* _GOAL OF THE EXERCISE_: Reproduce the lines of the material exactly, excluding every image.

··········

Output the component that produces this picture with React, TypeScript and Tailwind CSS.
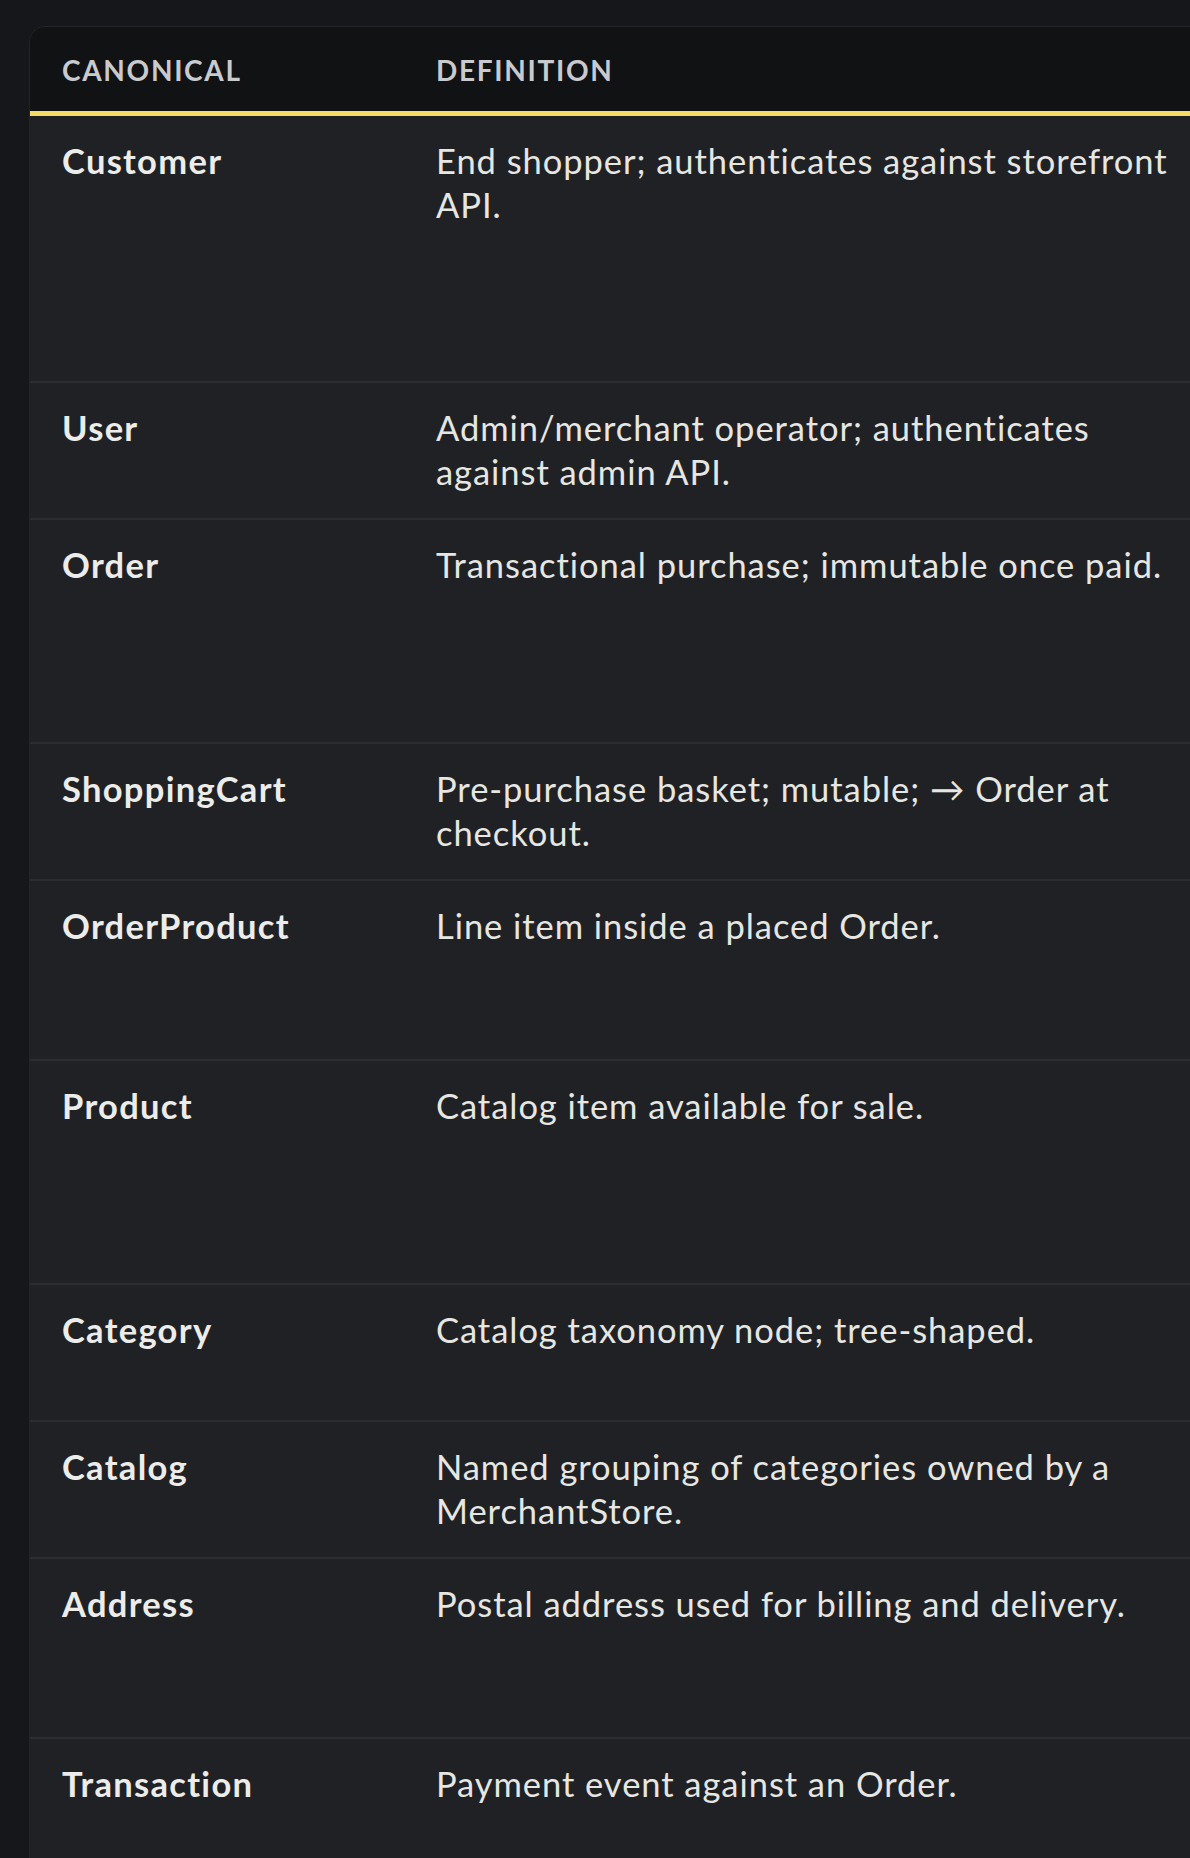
import React from 'react'

type Term = {
  name: string
  definition: string
  rowClass: string
}

const terms: Term[] = [
  { name: 'Customer', definition: 'End shopper; authenticates against storefront API.', rowClass: 'h-[267px]' },
  { name: 'User', definition: 'Admin/merchant operator; authenticates against admin API.', rowClass: 'h-[137px]' },
  { name: 'Order', definition: 'Transactional purchase; immutable once paid.', rowClass: 'h-[224px]' },
  { name: 'ShoppingCart', definition: 'Pre-purchase basket; mutable; \u2192 Order at checkout.', rowClass: 'h-[137px]' },
  { name: 'OrderProduct', definition: 'Line item inside a placed Order.', rowClass: 'h-[180px]' },
  { name: 'Product', definition: 'Catalog item available for sale.', rowClass: 'h-[224px]' },
  { name: 'Category', definition: 'Catalog taxonomy node; tree-shaped.', rowClass: 'h-[137px]' },
  { name: 'Catalog', definition: 'Named grouping of categories owned by a MerchantStore.', rowClass: 'h-[137px]' },
  { name: 'Address', definition: 'Postal address used for billing and delivery.', rowClass: 'h-[180px]' },
  { name: 'Transaction', definition: 'Payment event against an Order.', rowClass: 'h-[180px]' },
]

export default function App() {
  return (
    <div className="h-[1858px] w-full overflow-hidden bg-[#16171a] pl-[29px] pt-[26px] font-['Lato','Liberation_Sans',sans-serif]">
      <div className="w-[1400px] overflow-hidden rounded-tl-2xl border border-[#232428] bg-[#202125]">
        {/* Header */}
        <div className="grid h-[89px] grid-cols-[374px_809px_1fr] items-center border-b-[5px] border-[#f5dc64] bg-[#111214] pt-[1px]">
          <div className="pl-8 text-[28px] font-bold uppercase tracking-[0.06em] text-[#c9cacd]">Canonical</div>
          <div className="pl-8 text-[28px] font-bold uppercase tracking-[0.06em] text-[#c9cacd]">Definition</div>
          <div />
        </div>

        {/* Rows */}
        {terms.map((t) => (
          <div
            key={t.name}
            className={`grid grid-cols-[374px_809px_1fr] border-b-2 border-[#2b2d31] ${t.rowClass}`}
          >
            <div className="pl-8 pt-[23px] text-[34.5px] font-bold leading-[43.6px] tracking-[1.3px] text-[#ececea]">
              {t.name}
            </div>
            <div className="pl-8 pr-8 pt-[23px] text-[34.5px] leading-[43.6px] tracking-[0.95px] text-[#e6e6e2]">
              {t.definition}
            </div>
            <div />
          </div>
        ))}
      </div>
    </div>
  )
}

··········

* _SOLUTION TO THIS EXERCISE_:
Output the component that produces this picture with React, TypeScript and Tailwind CSS.
import React from 'react'

type Term = {
  name: string
  definition: string
  rowClass: string
}

const terms: Term[] = [
  { name: 'Customer', definition: 'End shopper; authenticates against storefront API.', rowClass: 'h-[267px]' },
  { name: 'User', definition: 'Admin/merchant operator; authenticates against admin API.', rowClass: 'h-[137px]' },
  { name: 'Order', definition: 'Transactional purchase; immutable once paid.', rowClass: 'h-[224px]' },
  { name: 'ShoppingCart', definition: 'Pre-purchase basket; mutable; \u2192 Order at checkout.', rowClass: 'h-[137px]' },
  { name: 'OrderProduct', definition: 'Line item inside a placed Order.', rowClass: 'h-[180px]' },
  { name: 'Product', definition: 'Catalog item available for sale.', rowClass: 'h-[224px]' },
  { name: 'Category', definition: 'Catalog taxonomy node; tree-shaped.', rowClass: 'h-[137px]' },
  { name: 'Catalog', definition: 'Named grouping of categories owned by a MerchantStore.', rowClass: 'h-[137px]' },
  { name: 'Address', definition: 'Postal address used for billing and delivery.', rowClass: 'h-[180px]' },
  { name: 'Transaction', definition: 'Payment event against an Order.', rowClass: 'h-[180px]' },
]

export default function App() {
  return (
    <div className="h-[1858px] w-full overflow-hidden bg-[#16171a] pl-[29px] pt-[26px] font-['Lato','Liberation_Sans',sans-serif]">
      <div className="w-[1400px] overflow-hidden rounded-tl-2xl border border-[#232428] bg-[#202125]">
        {/* Header */}
        <div className="grid h-[89px] grid-cols-[374px_809px_1fr] items-center border-b-[5px] border-[#f5dc64] bg-[#111214] pt-[1px]">
          <div className="pl-8 text-[28px] font-bold uppercase tracking-[0.06em] text-[#c9cacd]">Canonical</div>
          <div className="pl-8 text-[28px] font-bold uppercase tracking-[0.06em] text-[#c9cacd]">Definition</div>
          <div />
        </div>

        {/* Rows */}
        {terms.map((t) => (
          <div
            key={t.name}
            className={`grid grid-cols-[374px_809px_1fr] border-b-2 border-[#2b2d31] ${t.rowClass}`}
          >
            <div className="pl-8 pt-[23px] text-[34.5px] font-bold leading-[43.6px] tracking-[1.3px] text-[#ececea]">
              {t.name}
            </div>
            <div className="pl-8 pr-8 pt-[23px] text-[34.5px] leading-[43.6px] tracking-[0.95px] text-[#e6e6e2]">
              {t.definition}
            </div>
            <div />
          </div>
        ))}
      </div>
    </div>
  )
}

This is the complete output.